I agree, and would go so far as to say no such comparison can be made, for a number of reasons, starting with - once again - the lack of any clear idea of what a 'sane comparison' would look like.
There are plenty of reasons why an apples to oranges comparison of the two cannot be made of some aspects of the two designs, no question. That's pretty much true of any two unrelated processor architectures. However, since we don't know just what it is you intend to compare, we can't even say if it is possible or not.
embryo2 wrote:
Have you provided any proof I am wrong?
You do understand that it is the person making a claim who holds the burden of proof, don't you? That's one of the cornerstones of both the scientific method and general engineering.
embryo2 wrote:
Schol-R-LEA wrote:
To be fair, benchmarking seems to be an unfamiliar are for you, so the initial error is understandable. Continuing to defend your lack of knowledge on the basis of an ad hominem argument, however, is simply stubbornness. If you don't have the time or inclination to find out more about the subject, fine, but don't snipe ate Brendan while doing so.
Ok, I can spend a few days and find nothing about sane comparison. What should I do next?
Once again, you have missed my point - you need to understand what a benchmark
is, and what the limitations of benchmarks in general are, in order to interpret them meaningfully. From what you have said, you don't seem to know these things, but are still trying to use benchmarks to support your case (or at least asking for benchmarks that would be relevant to it). You need to perform due diligence before you even can argue that issue effectively.
embryo2 wrote:
Schol-R-LEA wrote:
Intel has put a heroic amount of effort put into squeezing as much performance out of that pile of crap as humanly possible.
In fact it's simpler. Intel just added a translation layer to it's chips. And every freaky instruction now has it's translated representation which is as efficient as ARM can do. But the translation also costs time, silicon and power. Also Intel's processor internal optimization is weak and while it works at the level of 10 instructions, it won't work for larger instruction queue. So, ARM has a really interesting potential to win this game.
First, AFAIK, that has always been true of the x86 processors since the 8086 - they have all used a layer of microcode and/or a translation engine over a simpler (inaccessible but definitely present) load/store hardware implementation.
Second, as I have already said, I agree -
everybody agrees - that the x86 is a shitty design and that ARM (or any of several other designs) would be a better choice. The problem isn't the hardware, it's the software, and the effort it would take to either port the code or develop a software emulator that would perform adequately while supporting a sufficient portion of the existing code base, or some combination of the two. Apple had managed to pull it off during the transition from 68K to PowerPC, and again from PowerPC to x86, but it was rocky, and they only managed it because they had a tight rein on both the hardware and software platforms from the very beginning (and far fewer misbehaving or quirky programs to dispose of).

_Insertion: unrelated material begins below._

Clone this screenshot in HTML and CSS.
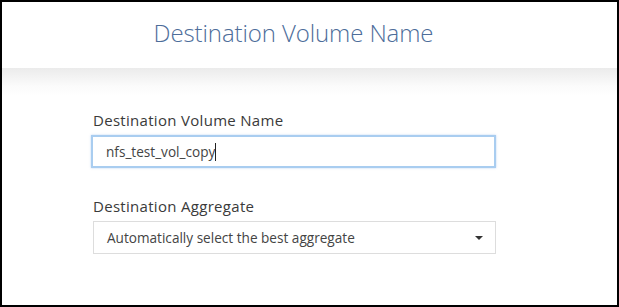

It is something like a Mexican standoff: for better or worse, Microsoft has been delaying the reckoning they know is coming on this matter, and until they act, the larger PC manufacturers will keep focusing their efforts on cheap PCs regardless of the long-term fallout because that's what their competitors are doing, and the software developers will keep doing things that misuse both the hardware and the OS in non-portable ways because they need an edge over
their competitors. Until one of them changes what they are doing, the other two have to keep at it, too, or risk losing everything.
embryo2 wrote:
Schol-R-LEA wrote:
To get back to the main issue here, a large part of the goal of both Java and .Net was to make it easier to dislodge the industry from Intel's grip.
It's a disputable version. My view is there's just common understanding of the old principle - simpler is better. So, simpler development pays a lot for Java and .Net and Intel here is almost irrelevant.
What I said wasn't opinion, it's a matter of historical record. While they never admitted those goals officially, several developers from both MS and Sun have come forward to say that reducing hardware vendor lock-in was among the (many) design goals of both systems.
embryo2 wrote:
Schol-R-LEA wrote:
Microsoft wanted to be ready to jump to PowerPC or Itanium
Recompilation takes much less efforts than creation of a totally different environment (managed).
What.
/me stares in shock at what Embryo just wrote You're an OS developer. You should know that, managed or otherwise, a lot more goes into porting an OS - even one designed for portability - to a new hardware platform than just recompiling. A
lot more.
Windows wasn't designed with portability in mind, especially after Microsoft killed the support for Alpha and SPARC based servers. If Microsoft put everything else on hold and shifted their entire development staff to porting Windows 10 and all their utilities, development tools, applications, etc., to ARM (or any other platform), it would still take them two or three years of work - and they would have to get every single hardware and software vendor on board with them before they committed to doing it, or it would be the Itanic all over again. While they know that the x86-64 hardware will eventually need to be replaced, they cannot afford to make that jump until the last possible moment. I wish it were otherwise, and so do they, but that's the reality of it.
Yes, shifting to a managed environment would take a comparable effort, I agree, but the advantage of doing so is that it can be done piecemeal, in stages, without having to take an irreversible leap into the unknown. By moving a large part of their development work and that of their clients to .NET, they were trying to amortize the costs of that shift over a period of several years, as well as reduce the risks - if something catastrophic happened to block the hand-over, they would still have the old platform to fall back on for a while, and the effort wouldn't be wasted when they re-targeted to some other new platform. But - and this is the point Brendan is making - they knew from the start that there would be a price to pay for it, and they have fought tooth and nail to get their clients to pay that price.